- **DIRECTIVE**:
Identify each line containing the word "this" and copy it.

- **AVAILABLE DATA**:

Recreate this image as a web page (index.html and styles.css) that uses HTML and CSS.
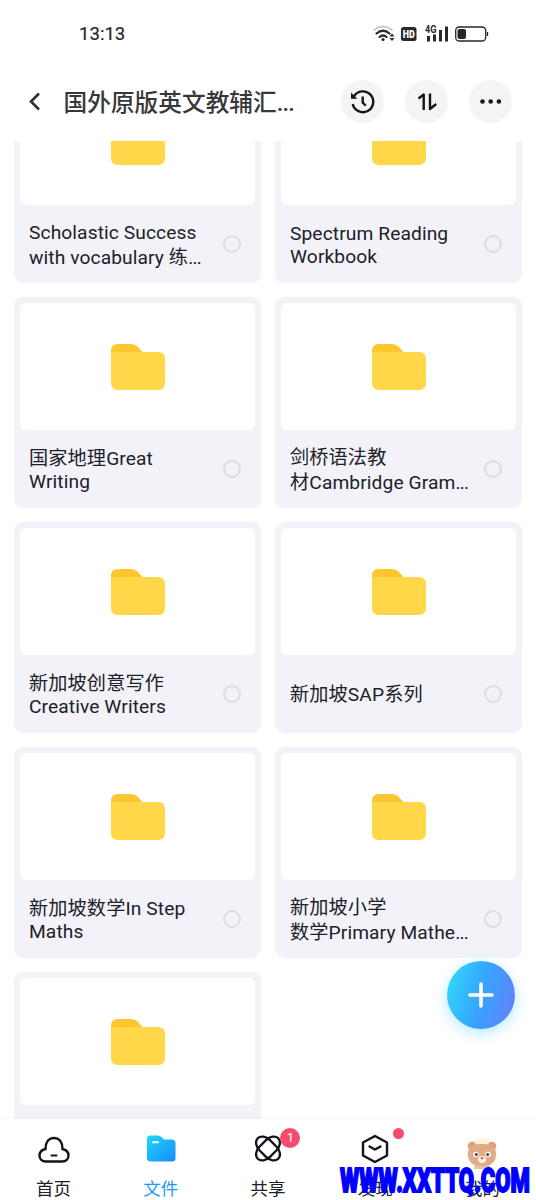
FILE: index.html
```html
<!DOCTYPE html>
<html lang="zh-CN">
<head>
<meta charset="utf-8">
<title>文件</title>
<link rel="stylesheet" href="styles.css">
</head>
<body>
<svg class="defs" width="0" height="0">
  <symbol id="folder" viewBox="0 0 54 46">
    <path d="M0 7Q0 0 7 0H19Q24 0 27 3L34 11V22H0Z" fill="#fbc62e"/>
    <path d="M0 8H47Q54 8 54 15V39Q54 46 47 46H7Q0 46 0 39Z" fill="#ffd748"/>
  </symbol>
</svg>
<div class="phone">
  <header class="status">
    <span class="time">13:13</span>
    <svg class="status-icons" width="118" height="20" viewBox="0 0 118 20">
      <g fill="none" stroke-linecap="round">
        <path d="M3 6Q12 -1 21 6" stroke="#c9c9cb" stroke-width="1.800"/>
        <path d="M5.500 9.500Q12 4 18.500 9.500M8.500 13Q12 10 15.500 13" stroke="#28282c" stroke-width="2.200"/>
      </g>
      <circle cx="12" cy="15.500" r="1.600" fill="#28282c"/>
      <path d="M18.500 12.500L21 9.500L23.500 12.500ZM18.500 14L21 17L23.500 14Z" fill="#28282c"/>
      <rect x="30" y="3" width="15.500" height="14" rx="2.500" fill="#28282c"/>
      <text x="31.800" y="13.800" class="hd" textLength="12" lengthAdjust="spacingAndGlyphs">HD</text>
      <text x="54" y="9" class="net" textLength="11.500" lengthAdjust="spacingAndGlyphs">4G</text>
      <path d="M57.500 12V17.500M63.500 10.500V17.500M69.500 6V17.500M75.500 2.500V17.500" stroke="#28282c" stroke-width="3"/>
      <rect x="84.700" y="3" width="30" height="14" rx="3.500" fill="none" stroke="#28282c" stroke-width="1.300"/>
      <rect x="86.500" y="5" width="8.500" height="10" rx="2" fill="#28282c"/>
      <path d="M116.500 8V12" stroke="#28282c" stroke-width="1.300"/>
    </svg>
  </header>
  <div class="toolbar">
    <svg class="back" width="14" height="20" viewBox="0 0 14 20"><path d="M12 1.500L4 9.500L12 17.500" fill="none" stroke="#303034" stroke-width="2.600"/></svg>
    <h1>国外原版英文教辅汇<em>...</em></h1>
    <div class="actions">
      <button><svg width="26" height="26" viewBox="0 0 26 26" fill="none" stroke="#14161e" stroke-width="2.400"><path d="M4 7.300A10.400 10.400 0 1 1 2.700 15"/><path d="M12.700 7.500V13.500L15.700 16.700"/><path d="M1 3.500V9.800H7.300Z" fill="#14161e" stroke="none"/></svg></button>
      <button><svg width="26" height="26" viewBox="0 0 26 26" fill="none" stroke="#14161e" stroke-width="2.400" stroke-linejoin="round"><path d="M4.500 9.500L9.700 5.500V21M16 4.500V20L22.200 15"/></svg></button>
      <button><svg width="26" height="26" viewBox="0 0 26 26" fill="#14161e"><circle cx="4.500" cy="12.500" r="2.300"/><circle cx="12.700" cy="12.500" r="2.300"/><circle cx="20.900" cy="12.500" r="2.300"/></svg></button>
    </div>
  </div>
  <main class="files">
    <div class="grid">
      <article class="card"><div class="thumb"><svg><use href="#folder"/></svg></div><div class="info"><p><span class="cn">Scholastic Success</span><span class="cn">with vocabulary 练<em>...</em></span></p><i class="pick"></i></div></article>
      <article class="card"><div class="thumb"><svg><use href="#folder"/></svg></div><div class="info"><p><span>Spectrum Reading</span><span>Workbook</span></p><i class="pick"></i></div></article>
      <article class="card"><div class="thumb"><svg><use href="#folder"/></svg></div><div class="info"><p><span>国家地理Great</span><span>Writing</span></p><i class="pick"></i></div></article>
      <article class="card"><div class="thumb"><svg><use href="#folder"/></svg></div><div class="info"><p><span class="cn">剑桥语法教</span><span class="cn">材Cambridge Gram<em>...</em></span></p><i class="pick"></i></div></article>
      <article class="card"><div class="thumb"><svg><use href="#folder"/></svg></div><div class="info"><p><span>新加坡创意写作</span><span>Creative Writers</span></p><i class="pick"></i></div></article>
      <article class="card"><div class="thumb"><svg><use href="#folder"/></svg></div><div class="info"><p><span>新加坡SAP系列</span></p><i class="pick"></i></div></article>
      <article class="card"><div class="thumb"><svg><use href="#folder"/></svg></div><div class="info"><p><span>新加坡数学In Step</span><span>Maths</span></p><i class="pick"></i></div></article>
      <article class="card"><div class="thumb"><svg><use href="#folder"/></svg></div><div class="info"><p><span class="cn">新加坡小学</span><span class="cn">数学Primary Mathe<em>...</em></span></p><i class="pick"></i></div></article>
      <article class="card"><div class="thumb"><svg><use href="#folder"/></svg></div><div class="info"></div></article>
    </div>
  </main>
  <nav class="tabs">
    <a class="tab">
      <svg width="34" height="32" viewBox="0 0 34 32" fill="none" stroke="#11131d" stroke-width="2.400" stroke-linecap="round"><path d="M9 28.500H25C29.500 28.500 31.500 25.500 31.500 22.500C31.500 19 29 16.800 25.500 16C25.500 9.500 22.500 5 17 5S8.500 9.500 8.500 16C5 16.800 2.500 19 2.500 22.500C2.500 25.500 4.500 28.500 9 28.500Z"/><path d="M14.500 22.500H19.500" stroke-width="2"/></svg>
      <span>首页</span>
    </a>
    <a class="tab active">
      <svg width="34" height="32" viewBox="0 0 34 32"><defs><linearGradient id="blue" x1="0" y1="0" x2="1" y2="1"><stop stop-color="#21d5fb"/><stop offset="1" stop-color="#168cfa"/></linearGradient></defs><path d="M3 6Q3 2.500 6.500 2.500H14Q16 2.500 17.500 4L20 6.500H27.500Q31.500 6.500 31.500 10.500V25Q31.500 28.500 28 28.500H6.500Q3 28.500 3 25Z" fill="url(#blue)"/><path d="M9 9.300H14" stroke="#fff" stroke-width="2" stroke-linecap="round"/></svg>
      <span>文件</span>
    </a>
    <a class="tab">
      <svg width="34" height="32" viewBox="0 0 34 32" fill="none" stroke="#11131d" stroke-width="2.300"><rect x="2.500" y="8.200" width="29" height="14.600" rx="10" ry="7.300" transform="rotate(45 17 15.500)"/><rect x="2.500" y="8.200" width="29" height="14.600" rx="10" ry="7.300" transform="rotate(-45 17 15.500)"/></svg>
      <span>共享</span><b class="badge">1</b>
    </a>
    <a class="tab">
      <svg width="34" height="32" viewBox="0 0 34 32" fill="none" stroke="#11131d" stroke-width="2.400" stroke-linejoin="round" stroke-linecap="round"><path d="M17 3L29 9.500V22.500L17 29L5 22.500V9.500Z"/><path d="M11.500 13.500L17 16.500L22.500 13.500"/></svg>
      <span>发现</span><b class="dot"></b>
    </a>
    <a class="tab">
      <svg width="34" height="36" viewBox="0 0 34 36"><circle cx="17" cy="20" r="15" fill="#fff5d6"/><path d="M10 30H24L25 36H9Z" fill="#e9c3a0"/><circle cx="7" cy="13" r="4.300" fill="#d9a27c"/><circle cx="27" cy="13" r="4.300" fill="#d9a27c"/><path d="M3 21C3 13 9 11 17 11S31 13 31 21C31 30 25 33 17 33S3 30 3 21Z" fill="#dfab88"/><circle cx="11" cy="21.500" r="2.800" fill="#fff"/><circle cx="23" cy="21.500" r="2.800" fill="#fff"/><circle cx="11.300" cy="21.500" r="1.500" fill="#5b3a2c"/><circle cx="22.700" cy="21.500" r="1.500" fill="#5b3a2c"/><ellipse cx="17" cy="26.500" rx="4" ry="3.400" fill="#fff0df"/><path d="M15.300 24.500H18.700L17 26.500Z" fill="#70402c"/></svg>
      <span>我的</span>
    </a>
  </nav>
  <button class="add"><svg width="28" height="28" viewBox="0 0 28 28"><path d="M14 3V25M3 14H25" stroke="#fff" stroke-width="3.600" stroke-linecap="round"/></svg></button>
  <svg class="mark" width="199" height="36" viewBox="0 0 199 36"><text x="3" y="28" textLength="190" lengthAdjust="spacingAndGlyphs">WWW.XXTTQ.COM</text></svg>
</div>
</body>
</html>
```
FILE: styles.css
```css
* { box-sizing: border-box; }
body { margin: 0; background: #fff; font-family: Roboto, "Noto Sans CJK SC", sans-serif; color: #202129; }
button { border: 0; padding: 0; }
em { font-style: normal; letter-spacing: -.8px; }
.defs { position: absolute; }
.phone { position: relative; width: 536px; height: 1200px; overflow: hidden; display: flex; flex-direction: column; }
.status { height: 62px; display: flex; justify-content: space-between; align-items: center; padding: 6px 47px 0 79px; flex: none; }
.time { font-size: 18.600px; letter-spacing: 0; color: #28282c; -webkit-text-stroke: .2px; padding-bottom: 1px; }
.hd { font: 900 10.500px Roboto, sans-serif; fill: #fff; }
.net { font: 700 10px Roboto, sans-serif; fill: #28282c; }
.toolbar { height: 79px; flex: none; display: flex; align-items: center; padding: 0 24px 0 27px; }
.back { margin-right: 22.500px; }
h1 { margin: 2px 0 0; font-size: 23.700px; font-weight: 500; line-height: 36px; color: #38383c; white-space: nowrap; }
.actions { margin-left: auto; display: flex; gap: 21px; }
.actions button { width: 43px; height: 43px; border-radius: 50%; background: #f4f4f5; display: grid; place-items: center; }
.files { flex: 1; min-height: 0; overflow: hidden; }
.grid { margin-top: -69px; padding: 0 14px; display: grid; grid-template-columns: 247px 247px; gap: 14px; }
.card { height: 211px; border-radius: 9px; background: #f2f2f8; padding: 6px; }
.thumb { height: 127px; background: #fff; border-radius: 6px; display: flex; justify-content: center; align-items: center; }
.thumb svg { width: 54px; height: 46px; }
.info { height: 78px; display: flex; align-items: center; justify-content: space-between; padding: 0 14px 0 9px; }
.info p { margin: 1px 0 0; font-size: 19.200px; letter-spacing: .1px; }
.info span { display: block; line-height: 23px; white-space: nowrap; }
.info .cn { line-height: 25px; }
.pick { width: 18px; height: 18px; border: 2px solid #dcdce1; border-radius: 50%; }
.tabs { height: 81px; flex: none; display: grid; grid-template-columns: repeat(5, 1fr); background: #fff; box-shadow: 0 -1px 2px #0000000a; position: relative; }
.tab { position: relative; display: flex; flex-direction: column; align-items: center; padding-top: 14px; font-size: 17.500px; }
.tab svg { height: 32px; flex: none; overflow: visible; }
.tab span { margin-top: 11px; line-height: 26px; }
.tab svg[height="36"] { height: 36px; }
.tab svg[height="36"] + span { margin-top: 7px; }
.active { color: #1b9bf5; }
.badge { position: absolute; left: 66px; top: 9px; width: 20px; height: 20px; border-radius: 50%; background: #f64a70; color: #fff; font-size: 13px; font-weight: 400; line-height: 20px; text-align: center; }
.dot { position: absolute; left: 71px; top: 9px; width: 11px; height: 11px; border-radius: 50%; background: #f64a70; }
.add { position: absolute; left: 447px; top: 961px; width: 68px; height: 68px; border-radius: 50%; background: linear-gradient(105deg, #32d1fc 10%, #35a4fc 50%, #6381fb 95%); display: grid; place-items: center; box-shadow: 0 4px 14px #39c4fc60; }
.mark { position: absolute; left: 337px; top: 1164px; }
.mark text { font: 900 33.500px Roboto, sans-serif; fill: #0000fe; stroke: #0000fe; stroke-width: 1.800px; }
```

--

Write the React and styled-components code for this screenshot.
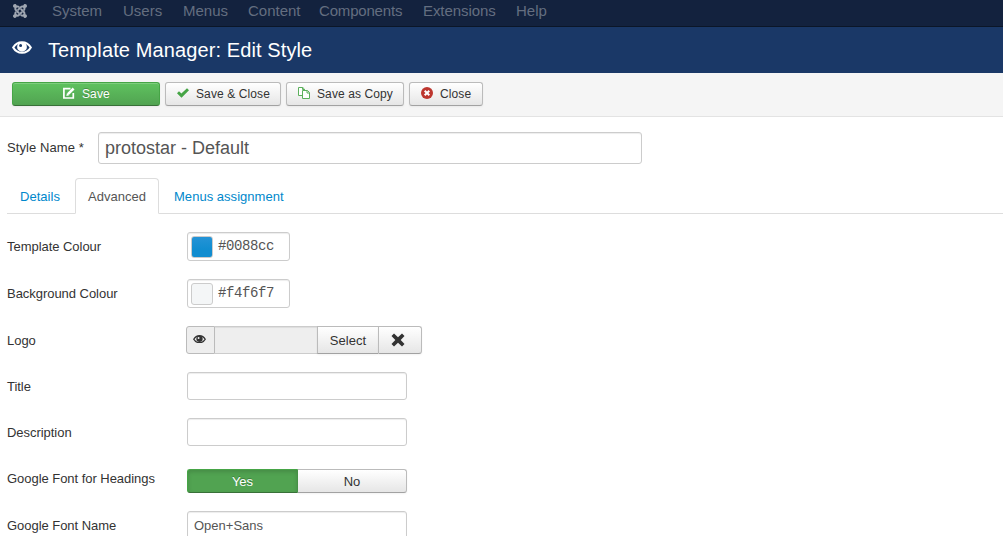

- **TASK OUTPUT**:
Recreate this image as a web page (index.html and styles.css) that uses HTML and CSS.
Write the React and styled-components code for this screenshot.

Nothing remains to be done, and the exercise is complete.